• _BRIEF_
Go through the listing and pick out each line with the word "React" in it.

• _INFORMATION SHOWN_
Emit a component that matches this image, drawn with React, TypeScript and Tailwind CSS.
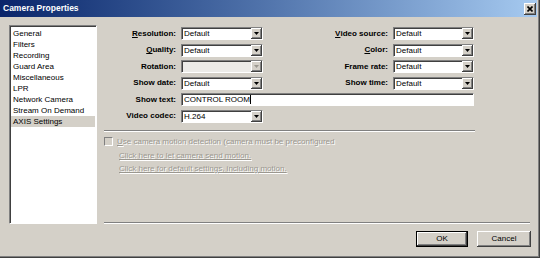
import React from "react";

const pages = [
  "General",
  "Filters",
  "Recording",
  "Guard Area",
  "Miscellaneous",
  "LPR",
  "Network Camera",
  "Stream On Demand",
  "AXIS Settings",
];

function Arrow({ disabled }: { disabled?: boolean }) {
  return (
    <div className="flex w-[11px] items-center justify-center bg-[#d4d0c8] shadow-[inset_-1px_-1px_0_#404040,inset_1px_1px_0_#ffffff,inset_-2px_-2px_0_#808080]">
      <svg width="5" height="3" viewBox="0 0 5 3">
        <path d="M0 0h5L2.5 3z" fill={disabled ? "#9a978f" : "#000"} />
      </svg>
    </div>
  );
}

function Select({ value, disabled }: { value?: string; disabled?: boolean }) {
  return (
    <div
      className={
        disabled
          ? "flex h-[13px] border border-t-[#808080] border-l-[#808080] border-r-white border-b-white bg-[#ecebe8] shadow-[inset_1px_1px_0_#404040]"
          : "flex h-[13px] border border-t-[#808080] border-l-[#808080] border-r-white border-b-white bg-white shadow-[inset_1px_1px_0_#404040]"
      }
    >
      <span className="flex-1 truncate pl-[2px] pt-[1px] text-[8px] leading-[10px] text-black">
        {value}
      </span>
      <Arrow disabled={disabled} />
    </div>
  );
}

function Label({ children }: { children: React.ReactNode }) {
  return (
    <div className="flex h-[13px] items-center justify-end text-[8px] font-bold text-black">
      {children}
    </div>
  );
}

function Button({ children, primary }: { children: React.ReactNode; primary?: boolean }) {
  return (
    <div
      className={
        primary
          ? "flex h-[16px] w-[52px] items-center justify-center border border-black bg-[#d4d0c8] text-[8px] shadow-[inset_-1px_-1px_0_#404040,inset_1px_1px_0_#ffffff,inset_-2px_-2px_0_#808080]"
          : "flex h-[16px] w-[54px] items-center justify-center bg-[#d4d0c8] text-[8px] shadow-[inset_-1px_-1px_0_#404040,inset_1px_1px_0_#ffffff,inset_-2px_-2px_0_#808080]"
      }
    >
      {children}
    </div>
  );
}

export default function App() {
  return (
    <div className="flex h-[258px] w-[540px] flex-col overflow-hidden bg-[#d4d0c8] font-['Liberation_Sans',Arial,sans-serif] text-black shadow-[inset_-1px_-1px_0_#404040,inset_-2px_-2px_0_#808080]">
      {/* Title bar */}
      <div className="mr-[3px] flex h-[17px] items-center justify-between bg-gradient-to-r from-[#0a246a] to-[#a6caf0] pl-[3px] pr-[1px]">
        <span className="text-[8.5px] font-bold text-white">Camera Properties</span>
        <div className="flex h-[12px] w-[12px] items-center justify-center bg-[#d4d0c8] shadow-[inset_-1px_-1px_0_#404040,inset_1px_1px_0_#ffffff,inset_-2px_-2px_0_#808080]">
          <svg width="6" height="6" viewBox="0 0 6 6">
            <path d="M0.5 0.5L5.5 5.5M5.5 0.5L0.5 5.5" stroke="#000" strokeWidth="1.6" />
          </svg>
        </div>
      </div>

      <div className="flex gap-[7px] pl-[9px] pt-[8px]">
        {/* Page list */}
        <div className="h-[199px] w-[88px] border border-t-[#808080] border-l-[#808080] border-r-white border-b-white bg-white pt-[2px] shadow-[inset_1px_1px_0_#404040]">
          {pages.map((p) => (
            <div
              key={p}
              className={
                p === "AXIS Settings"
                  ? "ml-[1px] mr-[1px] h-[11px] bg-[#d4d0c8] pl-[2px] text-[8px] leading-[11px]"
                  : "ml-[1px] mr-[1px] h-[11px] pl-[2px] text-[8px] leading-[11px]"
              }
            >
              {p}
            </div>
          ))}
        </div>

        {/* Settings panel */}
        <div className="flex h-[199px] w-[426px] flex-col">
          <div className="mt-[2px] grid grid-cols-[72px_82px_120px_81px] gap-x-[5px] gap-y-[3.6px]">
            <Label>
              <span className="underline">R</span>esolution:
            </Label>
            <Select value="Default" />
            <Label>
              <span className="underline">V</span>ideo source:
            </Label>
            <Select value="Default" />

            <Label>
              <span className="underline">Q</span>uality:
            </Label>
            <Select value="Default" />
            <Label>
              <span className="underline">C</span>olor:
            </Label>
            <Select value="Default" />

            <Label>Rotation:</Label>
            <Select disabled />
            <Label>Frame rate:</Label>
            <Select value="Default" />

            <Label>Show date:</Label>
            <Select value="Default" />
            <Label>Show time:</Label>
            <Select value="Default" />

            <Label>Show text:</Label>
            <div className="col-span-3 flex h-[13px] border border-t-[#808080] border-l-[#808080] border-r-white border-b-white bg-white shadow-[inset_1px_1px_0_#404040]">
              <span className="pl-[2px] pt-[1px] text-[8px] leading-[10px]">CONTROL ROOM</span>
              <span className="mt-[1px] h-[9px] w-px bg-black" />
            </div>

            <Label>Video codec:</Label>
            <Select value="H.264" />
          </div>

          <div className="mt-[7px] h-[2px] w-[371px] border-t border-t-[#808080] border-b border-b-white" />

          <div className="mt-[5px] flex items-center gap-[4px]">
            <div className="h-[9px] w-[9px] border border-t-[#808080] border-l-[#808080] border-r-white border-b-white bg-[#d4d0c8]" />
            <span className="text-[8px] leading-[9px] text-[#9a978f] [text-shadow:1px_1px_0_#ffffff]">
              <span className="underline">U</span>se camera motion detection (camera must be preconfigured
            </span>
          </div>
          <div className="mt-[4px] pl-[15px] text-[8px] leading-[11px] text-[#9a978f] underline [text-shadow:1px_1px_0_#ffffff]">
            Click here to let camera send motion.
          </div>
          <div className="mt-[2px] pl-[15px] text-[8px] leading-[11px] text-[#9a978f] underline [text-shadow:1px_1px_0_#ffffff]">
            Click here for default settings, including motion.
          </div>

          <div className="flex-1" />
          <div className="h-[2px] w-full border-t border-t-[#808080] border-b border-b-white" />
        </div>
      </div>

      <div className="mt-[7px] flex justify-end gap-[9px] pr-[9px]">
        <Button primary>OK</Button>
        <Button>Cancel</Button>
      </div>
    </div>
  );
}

• _RESULT FOR THIS TASK_
Emit a component that matches this image, drawn with React, TypeScript and Tailwind CSS.
import React from "react";
function Label({ children }: { children: React.ReactNode }) {
function Button({ children, primary }: { children: React.ReactNode; primary?: boolean }) {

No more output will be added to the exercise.